Ces dossiers, qui présentent une capacité de remboursement nulle, sont orientés vers la procédure dite de rétablissement personnel (PRP), de loin la plus radicale. Toutes les dettes seront effacées, mais le débiteur sera fiché à la Banque de France durant huit ans, ce qui lui interdira de facto de souscrire un nouveau crédit.

Le projet de loi de Mme Lagarde propose de réduire de huit à cinq ans la durée d’inscription au fichier.

Mais, malgré l’effacement total des dettes, nombreux sont ceux qui déposent un nouveau dossier quelques années plus tard, car “structurellement plombés”, selon l’expression d’un membre de commission.

“Ce sont beaucoup de familles monoparentales ou de vieilles dames retraitées et veuves” avec une pension modeste, explique ce membre, citant également des travailleurs à temps partiel subi.

Le taux de “redépôt” atteint ainsi entre 30 et 40%, selon la Banque de France.

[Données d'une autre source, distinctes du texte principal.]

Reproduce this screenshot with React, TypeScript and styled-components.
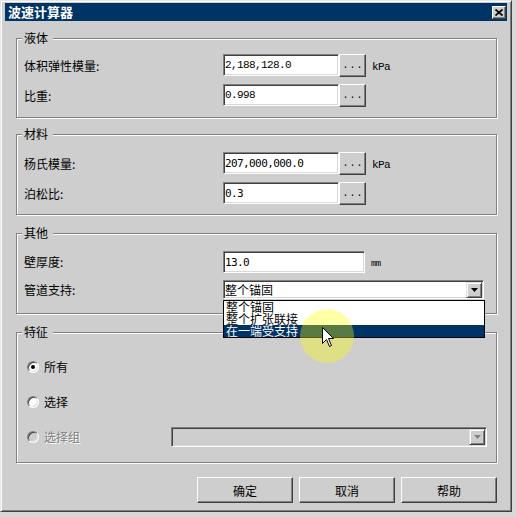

“La famille est tellement soulagée que l’on prenne son cas en compte qu’elle accepte des plans trop serrés”, observe Nicole Pérez, administratrice nationale de l’assocation de consommateurs UFC-Que Choisir, qui siège en commission de surendettement.

Elle évoque également des “commissions qui sont sévères et qui ne laissent aucune marge” dans le plan de remboursement, mettant le ménage “à la merci d’un pneu qui éclate ou de lunettes cassées”.

Sans stigmatiser les établissements financiers, Mme Eymery s’inquiète que certains de leurs représentants soient “des petits jeunes aux dents longues qui n’ont jamais connu de difficultés professionnelles”.

“Certains, y compris dans l’administration fiscale, sont à mille lieux de la réalité du terrain”, regrette-t-elle.